Saturday, October 9, 2021

Writing without Starving

The world was rocked for a hot minute this week when Facebook went dark. At first, I thought it was an issue with my phone, but when I checked on my laptop, it wasn’t there either. Was I booted off the internet? No, that was working. Channeling Mama Troll from Frozen, I wondered, “what’s the issue, dear?”

 

As NPR explained, “An update to Facebook’s routers that coordinate network traffic went wrong, sending a wave of disruptions rippling through its systems.
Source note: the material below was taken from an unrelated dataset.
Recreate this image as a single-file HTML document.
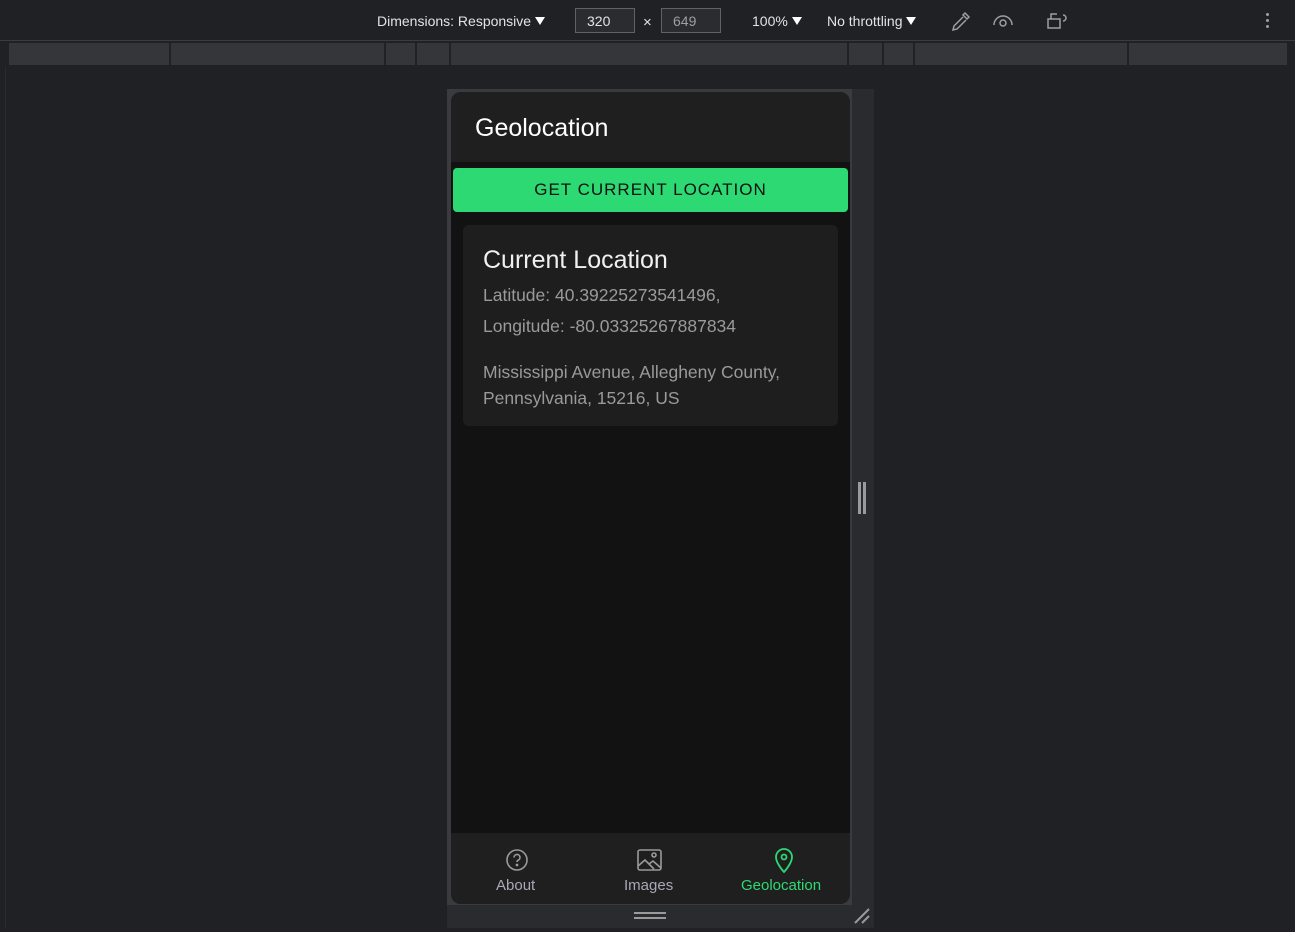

As a result, all things Facebook were effectively shut down, worldwide.” Imagine being the staff member who had to tell Mark Zuckerberg, especially since “the outage also whacked Facebook’s own internal systems and tools that it relies on for daily operations.” 

 

Facebook explained the outage, indicating it was caused by “configuration changes on the backbone routers that coordinate network traffic between our data centers,” apparently connected to an issue with the Border Gateway Protocol. Kind of like what’s been happing at the southern border of the U.S.  

 

I chuckled at the reports that some Facebook employees couldn’t get into conference rooms and the space where the routers are because their systems are all connected. “Um, boss, I’d fix the problem but my key card isn’t working.” Kind of like Facebook jail, when the offender wants to explain but can’t get anyone to listen to them because they’ve been unfairly booted from the site. Karma, anyone?

 

And rumor has it that poor Mark lost six billion dollars in net worth on Monday – or was it seven billion? I lose a twenty dollar bill and I’m bummed out for days. It sounds like a new book in Judith Viorst’s series is in order: “Zuckerberg and His Terrible, Horrible, No Good Very Bad Week.” Not much sympathy here, I’m afraid.

 

The complaints were fierce, the Twitter jokes even fiercer. I’m guessing some small businesses will even try to sue, as they lost potential sales on FB Marketplace for six hours. But that may not work out too well, because bottom line, Facebook allows us to access all this marvelous content for free! Yes, I know ads pop up from time to time, convincing us that Facebook has spies in our bedroom, and they’re mining our data, whatever that means, but I don’t pay a subscription fee for Facebook or Instagram. So if they have a bad day, who am I to complain? You get what you pay for, right?

 

What am I willing to pay for? The question is coming up quite often these days, as a click on a FB post leadx to a brick wall, a message that says, “subscriber only.” For a while, it was mostly on newspaper sites, a bait and switch that whets our appetite for a story of interest, only to tell us we need a subscription to the New York Times or the East Podunk weekly to read any further. I get it. Journalists have to eat too. If only the bulk of that money was going to journalists instead of hedge funds.

 

But now that model is creeping over to some of my favorite writers, who will tease with a social media post that provides a hint of content and then leads to a paywall. Again, I don’t begrudge their need to make money from their work, especially if the money can go in their pockets instead of into a corporation’s, but if I purchased the number of Substack subscriptions I really want, I’d be broke. The business model in media is changing, and it’s killing me. 

 

I’ve whined for years about paying for four hundred channels on cable television when I only watch five, but that was a bargain before Hulu, Netflix, Disney+, HBO Max, and Peacock came on the scene. Sure, I could subscribe for two months to watch something I really want to see, but those subscriptions renew automatically, and, like the Columbia Record club of my teen years, the records will just keep coming unless I remember to cancel.

 

Now it’s happening in journalism and other forms of writing too. Join my exclusive club for $5 or $10 a month, and you can have access to a special podcast, a longform essay, a prayer of the week, an extended warranty or maybe even a swatch of the Shroud of Turin. I exaggerate, but you get my drift. 

 

I have great sympathy for my fellow writers. Unless you’re Stephen King or Danielle Steele, book contracts are tough to get, and pay for freelance journalists is less than we can make at McDonalds, so I can’t fault anyone for trying to monetize their work. Yet today’s trend is already limiting access to vital voices that bring words to life, and those with limited resources are left out of those exchanges. Not sure what the answers are, but for today, I’m grateful for the platform of Facebook, and the social security check that allows me to write without starving.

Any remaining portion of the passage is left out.